Pembroke Pines commissioners also had voted to hire an outside attorney to file a lawsuit against CCA in state court requesting a declaratory judgment, or a judge’s ruling, that would resolve the question of whether Pembroke Pines would have been legally required to provide water and sewer service to the proposed detention center.

But CCA beat the city to the punch. The next morning, the company filed a lawsuit against Pembroke Pines in federal court.

CCA’s lawsuit asked a judge to order Pembroke Pines to cease attempts to block the proposed detention center, and to provide water and sewer service to the facility.

The lawsuit also asked that Pembroke Pines pay CCA for any profits the company loses as a result of the city’s efforts to block the facility from being built.

It is unclear how ICE’s decision will affect CCA’s lawsuit against Pembroke Pines.

Owen, the CCA spokesman, said in an email that the company’s lawsuit has not been affected.

“We have no change in the status of our complaint to report,’’ he wrote. “We will continue to assess any developments with our legal representatives.’’

Some residents and activists opposed to the facility reacted to ICE’s announcement with a call to meet up Friday night at a tiki bar on U.S. 27 near Griffin Road.

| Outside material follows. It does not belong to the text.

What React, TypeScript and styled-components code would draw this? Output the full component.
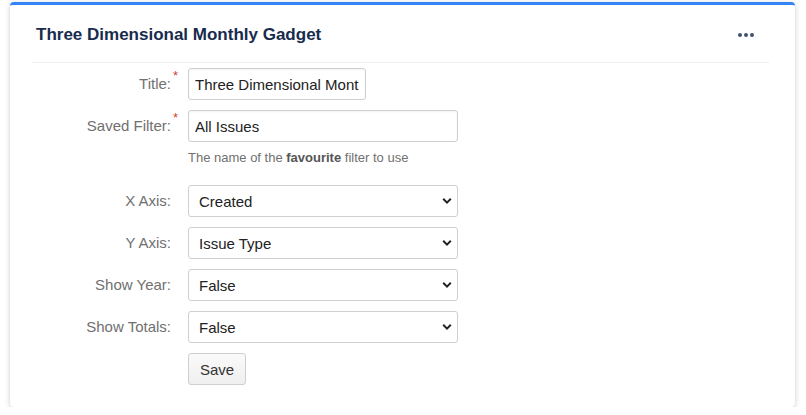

Kathy Bird, a South Florida organizer for the Florida Immigrant Coalition, an immigrant advocacy group, and campaign coordinator for the “CCA Go Away” campaign, said President Obama’s Friday announcement regarding deferred deportation of young immigrants meshed perfectly with ICE’s abandoning the proposed facility in Southwest Ranches.

“Having ICE walk away from this detention center is definitely a step in the right direction,” she said. “This shows that our government is listening to us, finally. That’s at least how I feel today.”